To understand India's radical approach of interfering Kashmir contextually, it is similar to the British imperial rule--militarized occupation, muzzling free speech, and cultural homogenization, except by a native ruling government, the goal is to absorb a region of 13 million people that long resisted integration with the rest of the Indian politic.[58] Just as Martin reminds us from his ethnographic study of the region of Gilgit located in Pakistan-administered Kashmir and previously British ruled, colonialism does not just end with the independence of a nation or region, but continues to exist within the nation as long as the power dynamics of oppressions still exist, and might continue to endanger anti-colonial struggles. [59] To overcome post-colonial challenges requires deeper investigations and cares to regional specific populations.
Kashmir’s post-pandemic new normal
It has been a year since Kashmir was stripped of their special status, and the abnormal status of the region has been framed as normalcy by Indian state media, and the international community has turned a blind eye to it. Will the pandemic bring any difference to the region?

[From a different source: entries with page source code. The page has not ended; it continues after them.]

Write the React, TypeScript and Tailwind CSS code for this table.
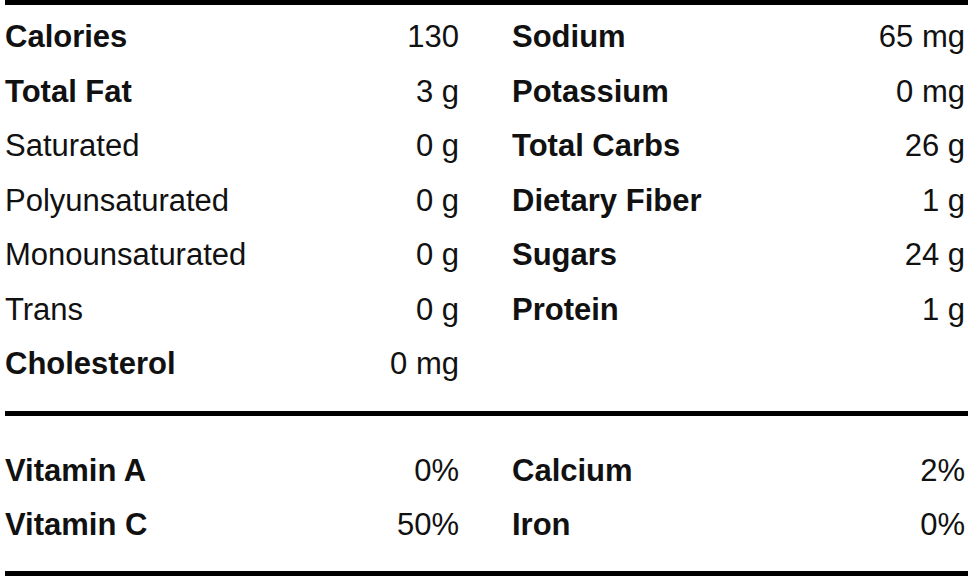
import React from "react";

type Row = { label: string; value: string; bold?: boolean };

const left: Row[] = [
  { label: "Calories", value: "130", bold: true },
  { label: "Total Fat", value: "3 g", bold: true },
  { label: "Saturated", value: "0 g" },
  { label: "Polyunsaturated", value: "0 g" },
  { label: "Monounsaturated", value: "0 g" },
  { label: "Trans", value: "0 g" },
  { label: "Cholesterol", value: "0 mg", bold: true },
];

const right: Row[] = [
  { label: "Sodium", value: "65 mg", bold: true },
  { label: "Potassium", value: "0 mg", bold: true },
  { label: "Total Carbs", value: "26 g", bold: true },
  { label: "Dietary Fiber", value: "1 g", bold: true },
  { label: "Sugars", value: "24 g", bold: true },
  { label: "Protein", value: "1 g", bold: true },
];

const vitLeft: Row[] = [
  { label: "Vitamin A", value: "0%", bold: true },
  { label: "Vitamin C", value: "50%", bold: true },
];
const vitRight: Row[] = [
  { label: "Calcium", value: "2%", bold: true },
  { label: "Iron", value: "0%", bold: true },
];

function Line({ r, h }: { r: Row; h: string }) {
  return (
    <div className={`flex justify-between ${h}`}>
      <span className={r.bold ? "font-bold" : ""}>{r.label}</span>
      <span>{r.value}</span>
    </div>
  );
}

export default function App() {
  return (
    <div
      className="bg-white w-[980px] h-[580px] overflow-hidden text-[#111] text-[31px]"
      style={{ fontFamily: '"Liberation Sans", Arial, sans-serif' }}
    >
      <div className="ml-[5px] w-[963px] border-t-[5px] border-black">
        <div className="pt-[5px] pb-[19px] grid grid-cols-[454px_453px] gap-x-[53px] items-start">
          <div className="flex flex-col">
            {left.map((r) => (
              <Line key={r.label} r={r} h="h-[54.5px] leading-[54.5px]" />
            ))}
          </div>
          <div className="flex flex-col">
            {right.map((r) => (
              <Line key={r.label} r={r} h="h-[54.5px] leading-[54.5px]" />
            ))}
          </div>
        </div>
        <div className="border-t-[5px] border-black pt-[28px] pb-[19px] grid grid-cols-[454px_453px] gap-x-[53px]">
          <div className="flex flex-col">
            {vitLeft.map((r) => (
              <Line key={r.label} r={r} h="h-[54px] leading-[54px]" />
            ))}
          </div>
          <div className="flex flex-col">
            {vitRight.map((r) => (
              <Line key={r.label} r={r} h="h-[54px] leading-[54px]" />
            ))}
          </div>
        </div>
        <div className="border-t-[5px] border-black" />
      </div>
    </div>
  );
}
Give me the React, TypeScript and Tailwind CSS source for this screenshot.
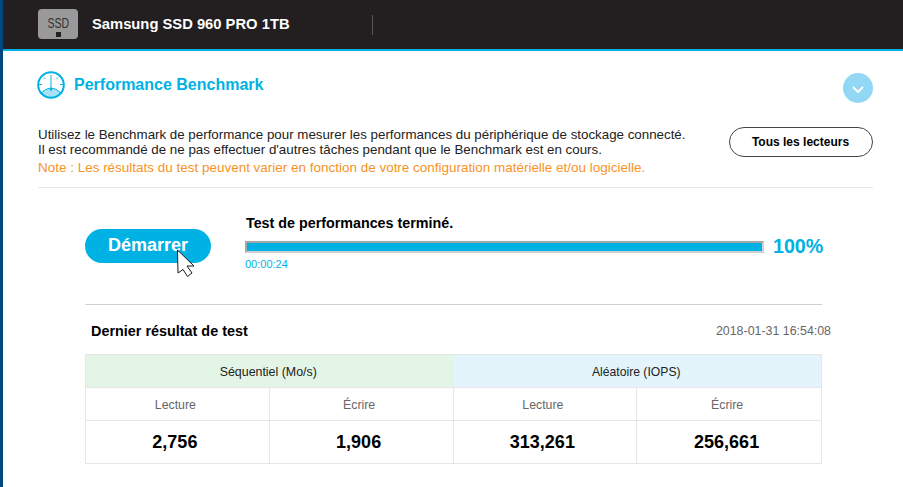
import React from "react";

const cells = [
  { label: "Lecture", value: "2,756" },
  { label: "Écrire", value: "1,906" },
  { label: "Lecture", value: "313,261" },
  { label: "Écrire", value: "256,661" },
];

function GaugeIcon() {
  return (
    <svg width="28" height="28" viewBox="0 0 28 28" fill="none">
      <path d="M3.5 22.5 Q14 11.5 24.5 22.5 Q14 30 3.5 22.5 Z" fill="#a8e0f4" />
      <circle cx="14" cy="14" r="12.8" stroke="#00b2e3" strokeWidth="2" />
      <path d="M3.5 22.5 Q14 11.5 24.5 22.5" stroke="#00b2e3" strokeWidth="1" />
      <path d="M14 4 V19 M2 13.5 H5 M23 13.5 H26 M7 6.5 L8.5 8 M21 6.5 L19.5 8" stroke="#00b2e3" strokeWidth="1" />
      <circle cx="14" cy="18.5" r="1.2" fill="#00b2e3" />
    </svg>
  );
}

function Cursor() {
  return (
    <svg className="absolute left-[176px] top-[249px]" width="20" height="29" viewBox="0 0 20 29">
      <path
        d="M1.5 1 L2 24 L7 20.5 L11.5 27.5 L16 24 L11 17 L18 17 Z"
        fill="#fff"
        stroke="#1a1a1a"
        strokeWidth="1"
      />
    </svg>
  );
}

export default function App() {
  return (
    <div className="relative flex w-[903px] h-[487px] overflow-hidden bg-white font-['Liberation_Sans',Arial,sans-serif]">
      <div className="w-[3px] shrink-0 bg-[#004680]" />
      <div className="flex-1 flex flex-col">
        {/* top bar */}
        <div className="h-[51px] shrink-0 flex items-center bg-[#231f20] border-b-2 border-[#00b2e3] pl-[35px]">
          <div className="w-10 h-[30px] mt-[-1px] rounded-sm bg-[#999999] flex flex-col items-center">
            <span className="text-sm leading-[15px] mt-[7px] text-[#333] scale-x-[0.75]">SSD</span>
            <span className="w-[5px] h-[5px] mt-px bg-[#222]" />
          </div>
          <span className="ml-[14px] text-[14.75px] font-bold text-white">Samsung SSD 960 PRO 1TB</span>
          <div className="ml-[82px] w-px h-5 bg-[#555]" />
        </div>

        <div className="flex-1 pl-[35px] pr-[30px]">
          {/* title */}
          <div className="flex items-center justify-between h-[76px]">
            <div className="flex items-center gap-[9px] -mt-[8px] -ml-px">
              <GaugeIcon />
              <span className="text-base font-bold text-[#00b2e3]">Performance Benchmark</span>
            </div>
            <div className="w-[30px] h-[30px] -mt-[2px] pt-[3px] rounded-full bg-[#92d7f3] flex items-center justify-center">
              <svg width="12" height="7" viewBox="0 0 12 7" fill="none">
                <path d="M1 1 L6 6 L11 1" stroke="#fff" strokeWidth="2" />
              </svg>
            </div>
          </div>

          {/* description */}
          <div className="flex justify-between h-[61px] border-b border-[#e6e6e6]">
            <div className="text-[13.33px] leading-[15px] whitespace-nowrap">
              <p className="text-[#222]">Utilisez le Benchmark de performance pour mesurer les performances du périphérique de stockage connecté.</p>
              <p className="text-[#222]">Il est recommandé de ne pas effectuer d'autres tâches pendant que le Benchmark est en cours.</p>
              <p className="mt-[3px] text-[13.47px] text-[#f7931e]">Note : Les résultats du test peuvent varier en fonction de votre configuration matérielle et/ou logicielle.</p>
            </div>
            <button className="w-[144px] h-[30px] pr-px rounded-full border border-[#444] bg-white text-xs font-bold text-black">
              Tous les lecteurs
            </button>
          </div>

          {/* progress */}
          <div className="ml-[47px] w-[737px] h-[117px] flex border-b border-[#d0d0d0]">
            <button className="w-[126px] h-[34px] shrink-0 mt-[41px] pb-[2px] rounded-full bg-[#00b2e3] text-lg font-bold text-white">
              Démarrer
            </button>
            <div className="ml-[35px] mt-[27px]">
              <p className="text-[14.3px] leading-[16px] font-bold text-black">Test de performances terminé.</p>
              <div className="flex items-center h-[24px] mt-[3px] -ml-px">
                <div className="w-[519px] h-[12px] mt-[2px] border-2 border-[#a6a6a6] border-r-[#d0d0d0] border-b-[#d0d0d0] bg-[#00b2e3]" />
                <span className="ml-[9px] text-[19.6px] leading-[22px] font-bold text-[#00b2e3]">100%</span>
              </div>
              <p className="text-[11px] leading-[12px] -ml-px text-[#00b2e3]">00:00:24</p>
            </div>
          </div>

          {/* results */}
          <div className="ml-[47px] w-[737px]">
            <div className="flex items-center justify-between h-[49px] pl-[6px] pt-[4px]">
              <span className="text-[14.4px] font-bold text-black">Dernier résultat de test</span>
              <span className="text-[12.4px] text-[#666] mr-[-9px]">2018-01-31 16:54:08</span>
            </div>
            <div className="grid grid-cols-4 border border-[#e6e6e6]">
              <div className="col-span-2 h-[33px] pt-[2px] pr-[3px] flex items-center justify-center bg-[#e2f5e6] border-b border-[#e6e6e6] text-[12.4px] text-[#222]">
                Séquentiel (Mo/s)
              </div>
              <div className="col-span-2 h-[33px] pt-[2px] pr-[2px] flex items-center justify-center bg-[#e3f4fb] border-b border-[#e6e6e6] text-[12.2px] text-[#222]">
                Aléatoire (IOPS)
              </div>
              {cells.map((cell, index) => (
                <div
                  key={index}
                  className={
                    index < 3
                      ? "h-[33px] pt-[2px] pr-[4px] flex items-center justify-center border-b border-r border-[#e6e6e6] text-[12.3px] text-[#666]"
                      : "h-[33px] pt-[2px] pr-[4px] flex items-center justify-center border-b border-[#e6e6e6] text-[12.3px] text-[#666]"
                  }
                >
                  {cell.label}
                </div>
              ))}
              {cells.map((cell, index) => (
                <div
                  key={index}
                  className={
                    index < 3
                      ? "h-[42px] pr-[5px] flex items-center justify-center border-r border-[#e6e6e6] text-lg font-bold text-black"
                      : "h-[42px] pr-[5px] flex items-center justify-center text-lg font-bold text-black"
                  }
                >
                  {cell.value}
                </div>
              ))}
            </div>
          </div>
        </div>
      </div>
      <Cursor />
    </div>
  );
}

The pandemic has changed or facilitated changes in almost every aspect of life for Kashmiris as much as the rest of the world, from gender, class and religious dynamics to remote working, the suspension of lots of offline businesses and manufacturing and other aspects of the economy. For example, lockdown in Kashmir has pushed most people to stay longer at home, which means potentially more family bonding and individual religious practices time are available.
Just as Sharma suggested, we should not look at the changes in Kashmir and Kashmiris’ efforts only using the trauma model, as if Kashmiris are all victims of suffering or oppression, but we can shed more lights on the resilience and continuous hard work that local communities have put in their Azadi cause on an everyday basis, these efforts are always ongoing.[60] Kashmiri people would continue to refuse the oppression policies of any kind, they will not accept the imposed oppression on them as the normal but will continue to fight for their identity and emancipation, their rights and dignity. As Aijazi pointed out, the Line of Control does not signal the dismal closure of Kashmir’s futures or potentials, the hopeful future is still yet to come, it will be a future where Kashmiris’ can freely live, learn and laugh. [17]
Conclusion
Although Kashmir faces severe challenges both domestically and from foreign affairs, only through understanding the structural issues of: inequality, historical conflict, religion, caste, and gender, and mental wellness we can we better understand the plight of Kashmiris under an occupied state. Despite the COVID-19 breaking the normality of life for Kashmiris, new opportunities and perspectives will and have emerged through community development, international aid, and grassroots organizations. The understanding of the decades of various intricacies of oppression bestowed upon Kashmir and its patrons is embedded into its justice.